What to do → Locate the word "React" in the material, then show every line that holds it.

Provided data →
↓↓↓
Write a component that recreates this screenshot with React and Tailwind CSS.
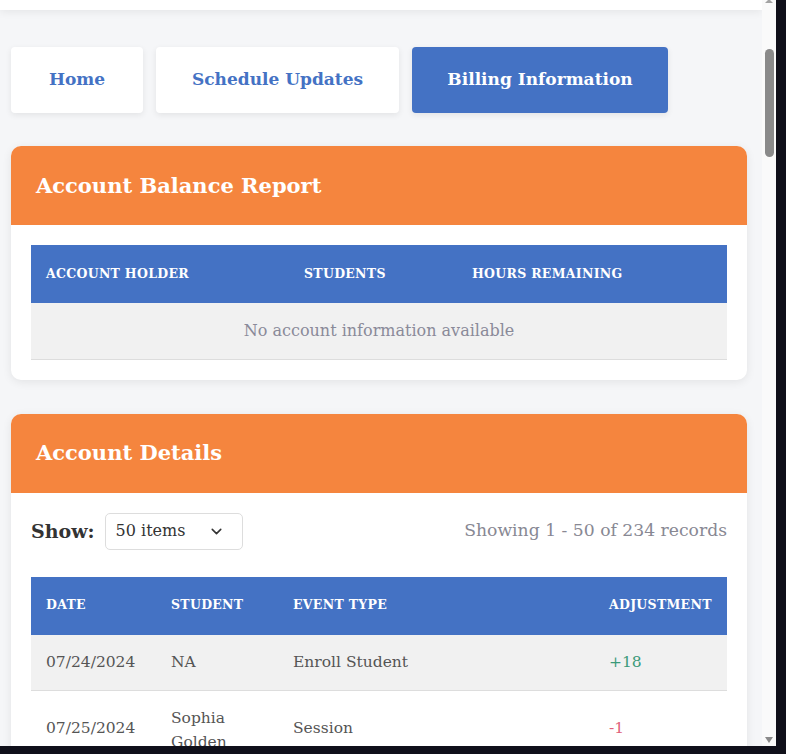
import React from 'react';

const font = { fontFamily: '"DejaVu Serif", "Liberation Serif", serif' };

function Tab({ label, active, width }) {
  return (
    <button
      className={
        'h-[66px] rounded-[4px] text-[17px] font-semibold shadow-[0_2px_6px_rgba(0,0,0,0.08)] ' +
        width +
        (active ? ' bg-[#4472c4] text-white' : ' bg-white text-[#4472c4]')
      }
    >
      {label}
    </button>
  );
}

function Card({ title, children }) {
  return (
    <div className="bg-white rounded-[10px] shadow-[0_2px_10px_rgba(0,0,0,0.08)] overflow-hidden">
      <div className="bg-[#f5853e] h-[79px] flex items-center px-[25px]">
        <h2 className="text-white text-[21px] font-semibold">{title}</h2>
      </div>
      {children}
    </div>
  );
}

const th = 'px-[15px] text-left text-[12.5px] font-bold text-white uppercase tracking-[0.3px]';
const td = 'px-[15px] text-[15.5px] text-[#555] font-light';

export default function App() {
  return (
    <div className="w-[786px] h-[754px] bg-[#10101a] overflow-hidden" style={font}>
      <div className="flex w-[776px] h-[746px]">
        <div className="w-[762px] h-full overflow-hidden bg-[#f5f6f8]">
          <div className="h-[10px] bg-white shadow-[0_2px_8px_rgba(0,0,0,0.07)]" />

          <div className="px-[11px] pt-[37px]">
            <div className="flex gap-[13px]">
              <Tab label="Home" width="w-[132px]" />
              <Tab label="Schedule Updates" width="w-[243px]" />
              <Tab label="Billing Information" width="w-[256px]" active />
            </div>

            <div className="mt-[33px] w-[736px]">
              <Card title="Account Balance Report">
                <div className="p-[20px]">
                  <table className="w-full border-collapse">
                    <thead>
                      <tr className="bg-[#4472c4] h-[58px]">
                        <th className={th + ' w-[258px]'}>Account Holder</th>
                        <th className={th + ' w-[168px]'}>Students</th>
                        <th className={th}>Hours Remaining</th>
                      </tr>
                    </thead>
                    <tbody>
                      <tr className="bg-[#f1f1f1] h-[56px] border-b border-[#dddddd]">
                        <td colSpan={3} className="text-center text-[16px] text-[#8a8a99] font-light">
                          No account information available
                        </td>
                      </tr>
                    </tbody>
                  </table>
                </div>
              </Card>
            </div>

            <div className="mt-[34px] w-[736px]">
              <Card title="Account Details">
                <div className="px-[20px] pt-[20px]">
                  <div className="flex items-center justify-between">
                    <div className="flex items-center gap-[10px]">
                      <span className="text-[19px] font-semibold text-[#333]">Show:</span>
                      <div className="w-[138px] h-[37px] border border-[#dddddd] rounded-[5px] flex items-center justify-between pl-[10px] pr-[17px]">
                        <span className="text-[16px] text-[#333]">50 items</span>
                        <svg width="17" height="17" viewBox="0 0 24 24" fill="none" stroke="#333" strokeWidth="2.2" strokeLinecap="round" strokeLinejoin="round">
                          <path d="M6 9l6 6 6-6" />
                        </svg>
                      </div>
                    </div>
                    <span className="text-[17.2px] text-[#888893] font-light">Showing 1 - 50 of 234 records</span>
                  </div>

                  <table className="w-full border-collapse mt-[27px]">
                    <thead>
                      <tr className="bg-[#4472c4] h-[58px]">
                        <th className={th + ' w-[125px]'}>Date</th>
                        <th className={th + ' w-[122px]'}>Student</th>
                        <th className={th + ' w-[316px]'}>Event Type</th>
                        <th className={th}>Adjustment</th>
                      </tr>
                    </thead>
                    <tbody>
                      <tr className="bg-[#f1f1f1] h-[56px] border-b border-[#dddddd]">
                        <td className={td}>07/24/2024</td>
                        <td className={td}>NA</td>
                        <td className={td}>Enroll Student</td>
                        <td className={td + ' !text-[#3a9a7a]'}>+18</td>
                      </tr>
                      <tr className="bg-white h-[76px]">
                        <td className={td}>07/25/2024</td>
                        <td className={td + ' leading-[24px] pt-[2px]'}>Sophia Golden</td>
                        <td className={td}>Session</td>
                        <td className={td + ' !text-[#e0607a]'}>-1</td>
                      </tr>
                    </tbody>
                  </table>
                </div>
              </Card>
            </div>
          </div>
        </div>

        <div className="w-[14px] h-full bg-[#fafafa] flex flex-col items-center">
          <div className="w-0 h-0 border-x-[4px] border-x-transparent border-b-[4px] border-b-[#a3a3a3] mt-[-1px]" />
          <div className="w-[9px] h-[108px] mt-[46px] rounded-full bg-[#8a8a8a]" />
          <div className="flex-1" />
          <div className="w-0 h-0 border-x-[4px] border-x-transparent border-t-[6px] border-t-[#8a8a8a] mb-[3px]" />
        </div>
      </div>
    </div>
  );
}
↑↑↑
Response to this exercise →
Write a component that recreates this screenshot with React and Tailwind CSS.
import React from 'react';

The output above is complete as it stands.